8:48PM CST: “America is addicted to oil.” True, but that’s as much due to physics as it does with behavioral trends. More about “clean” coal. I’d really like to see a much more spirited defense of nuclear energy. If we’re to have a 21st Century economy, we need nuclear energy. No other energy source is as practical, especially with the advent of safe, clean, and efficient pebble bed reactor technology. I really wish Bush had hit on that and started a real program to advance America’s power generation capacity.

Bush is promising 75% less Middle Eastern oil by 2020. I hope we can do better than that.

8:50PM CST: Bush is flogging more funding for math and science education. More money for research, which is not necesarily a bad idea. But if Bush were really visionary, I’d like to see him offer something along the lines of The X-Prize for various breakthroughs like affordable hydrogen, nanotech, etc.

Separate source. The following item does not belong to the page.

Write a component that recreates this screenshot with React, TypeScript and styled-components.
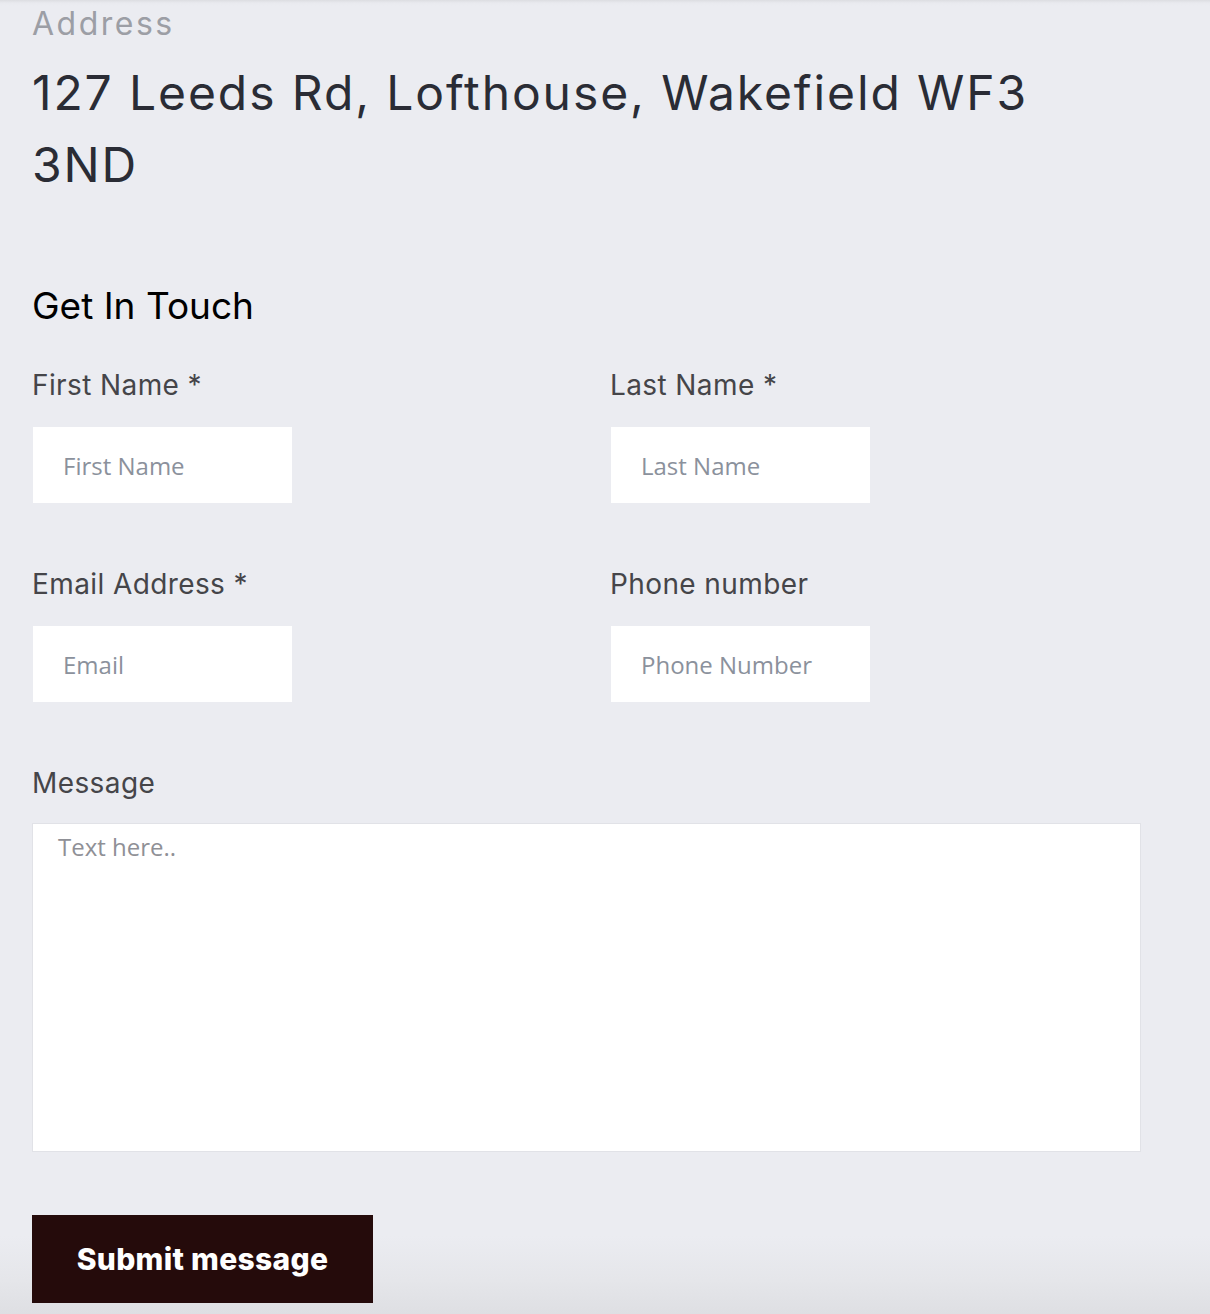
import React from "react";
import styled, { createGlobalStyle } from "styled-components";

const GlobalStyle = createGlobalStyle`
  html, body {
    margin: 0;
    padding: 0;
    background: #ebecf1;
  }
  * { box-sizing: border-box; }
`;

const Page = styled.div`
  min-height: 1314px;
  padding: 5px 32px 11px 32px;
  background: linear-gradient(
    to bottom,
    #dcdde1 0px,
    #e9eaef 3px,
    #ebecf1 6px,
    #ebecf1 1236px,
    #e5e6ea 1280px,
    #dedfe3 1314px
  );
  font-family: "Inter", "Noto Sans", sans-serif;
`;

const AddressLabel = styled.div`
  font-size: 32px;
  line-height: 38px;
  letter-spacing: 2.5px;
  color: #9c9ea5;
`;

const AddressText = styled.h2`
  margin: 14px 0 0 0;
  max-width: 1080px;
  font-size: 48px;
  line-height: 72px;
  font-weight: 400;
  letter-spacing: 1.9px;
  color: #2a2c35;
`;

const Title = styled.h3`
  margin: 83px 0 0 0;
  font-size: 37px;
  line-height: 44px;
  font-weight: 400;
  color: #000;
`;

const Form = styled.form`
  margin-top: 40px;
  display: flex;
  flex-direction: column;
  gap: 63px;
`;

const Row = styled.div`
  display: grid;
  grid-template-columns: 578px 1fr;
`;

const Field = styled.label`
  display: flex;
  flex-direction: column;
  align-items: flex-start;
`;

const LabelText = styled.span<{ $gap?: number }>`
  font-size: 28px;
  line-height: 34px;
  letter-spacing: 0.4px;
  color: #454549;
  margin-bottom: ${(p) => p.$gap ?? 24}px;
`;

const Input = styled.input`
  width: 261px;
  height: 78px;
  border: 1px solid #ebecf1;
  background: #fff;
  padding: 0 30px;
  font-family: "Open Sans", sans-serif;
  font-size: 24px;
  color: #333;
  outline: none;
  &::placeholder {
    color: #8b919c;
    opacity: 1;
  }
`;

const TextArea = styled.textarea`
  width: 1109px;
  height: 329px;
  border: 1px solid #e1e2e7;
  background: #fff;
  padding: 7px 25px;
  font-family: "Open Sans", sans-serif;
  font-size: 24px;
  line-height: 1.362;
  resize: none;
  outline: none;
  &::placeholder {
    color: #8f9096;
    opacity: 1;
  }
`;

const SubmitButton = styled.button`
  width: 341px;
  height: 88px;
  border: none;
  background: #250b0b;
  color: #fff;
  font-family: "Inter", sans-serif;
  font-weight: 800;
  font-size: 30px;
  letter-spacing: 0.3px;
  cursor: pointer;
  padding: 0;
`;

const fields: [string, string, boolean][][] = [
  [
    ["First Name", "First Name", true],
    ["Last Name", "Last Name", true],
  ],
  [
    ["Email Address", "Email", true],
    ["Phone number", "Phone Number", false],
  ],
];

export default function App() {
  return (
    <>
      <GlobalStyle />
      <Page>
        <AddressLabel>Address</AddressLabel>
        <AddressText>127 Leeds Rd, Lofthouse, Wakefield WF3 3ND</AddressText>
        <Title>Get In Touch</Title>
        <Form onSubmit={(e) => e.preventDefault()}>
          {fields.map((row, i) => (
            <Row key={i}>
              {row.map(([label, ph, req]) => (
                <Field key={label}>
                  <LabelText>
                    {label}
                    {req ? " *" : ""}
                  </LabelText>
                  <Input placeholder={ph} />
                </Field>
              ))}
            </Row>
          ))}
          <Field>
            <LabelText $gap={23}>Message</LabelText>
            <TextArea placeholder="Text here.." />
          </Field>
          <div>
            <SubmitButton type="submit">Submit message</SubmitButton>
          </div>
        </Form>
      </Page>
    </>
  );
}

Bush is stating that we need to encourage kids to take math and science. Bush is promising 70,000 new math and science AP teachers. This is typical SOTU stuff, but at least there’s an essential vision there. The fact is that the market is demanding more math and science education, and the market does more to influence people’s choices than government.

8:53PM CST: Bush highlights the positive direction this country has been taking: fewer abortions, less crime, fewer teenage pregnancy. Bush states that governmnent has a played a role, specifically naming welfare reform. I’ll give him that, but the reality is that social mores are far more influential than government.

8:55PM CST: Bush seems to be rushing a bit vocally, stumbling at a few points. I like the optimism Bush displays here, but the rhetoric here doesn’t quite rise to the level of Reagan speech.

Bush gives a nice send-off to Sandra Day O’Connor.

8:57PM CST: Bush speaks out on bioethics, which really appeal to only a few.

Bush now speaks out on ethics on government. To be honest, I wouldn’t mind him going after his own party just a bit. Sadly, it’s just a line. I’d like to see Bush truly link the power of government to corruption in government – following Lord Acton. Sadly, Bush just isn’t that type of conservative.

8:59PM CST: Bush speaks out on the aftermath of Katrina. There’ are some good lines here, but not a great deal of substance.

Bush speaks out against AIDS, and calls for the reauthorization of the Ryan White Act. This is an area where Bush does feel strongly, not that he’ll get much political credit for it. The problem with “ending the stigma” of AIDS is that a certain amount of stigmatization can prevent people from contracting it.

9:02PM CST: Bush talks about this turning point in history – this bit is a nice capstone to his speech.

Just under an hour – not a bad job at all. Further reactions and analysis to follow.